Opinion: Science can reach an absolute truth, but we will never be certain of it.
Argument: We are limited by our consciousness. Every experimental design we construct is limited by our thinking. Every observation we make is made through the human lens. We don’t have the ability to detect unseen realities. Therefore, we cannot test if they are there or not. This is why we can’t be sure our model of reality is absolute truth.
Argument: We are not fortune-tellers Since science is prohibitive (rules out possibilities), some ideas don’t fit our reality, others do. We create theories and test them. But we don't have the ability to tell if the next experiment will prove the theory wrong. A theory that withstands all the tests so far could easily fail at the next so we can’t be certain that it holds. So certainty that our theory is absolute truth is not possible. This pattern of new models replacing old ones is a paradigm shift and what is common today was radical before.

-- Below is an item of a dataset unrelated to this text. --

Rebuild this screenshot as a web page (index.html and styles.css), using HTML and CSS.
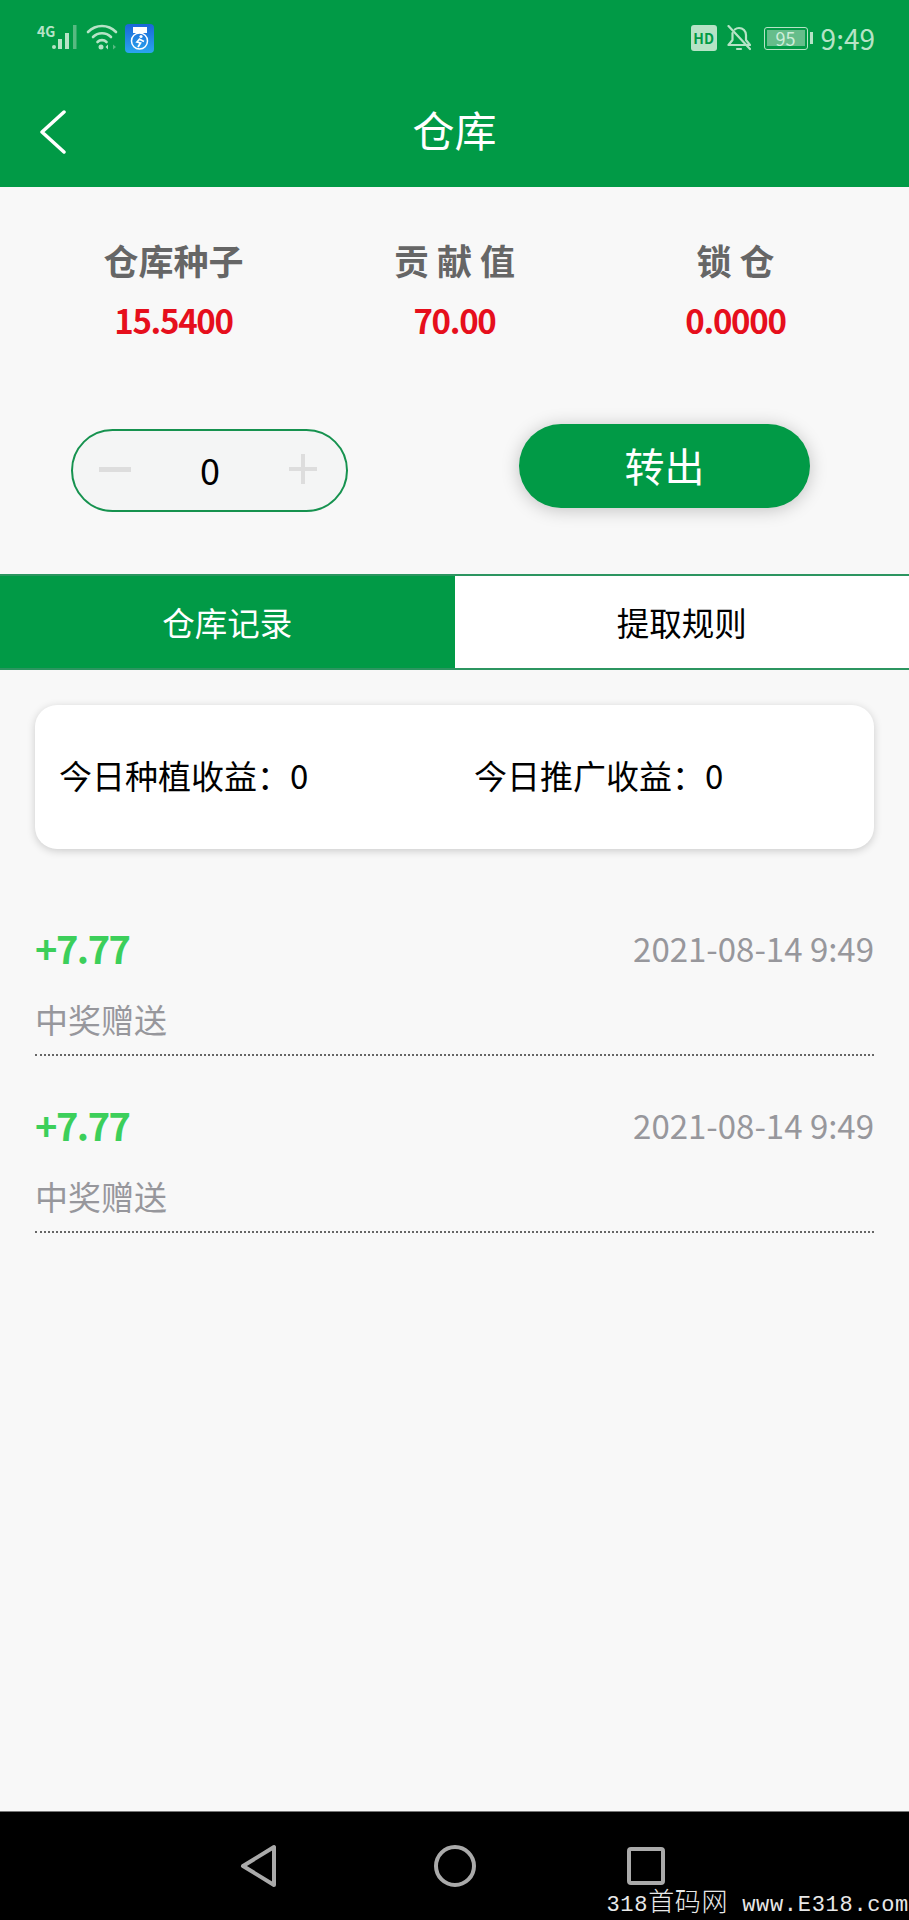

Argument: We make assumptions Every theory we construct is based on a set of assumptions. For example, the theory of relativity matches really well with what we measure but it assumes the speed of light is constant which we do not know is true. Since we make assumptions which, for the above paragraph reasons, we can never be certain, then the theory built upon it has no 100% certainty of being true either.
Conclusion: So maybe a better way of defining science is not a process to find the absolute truth but rather a continuous process of modeling what we see to the best accuracy possible.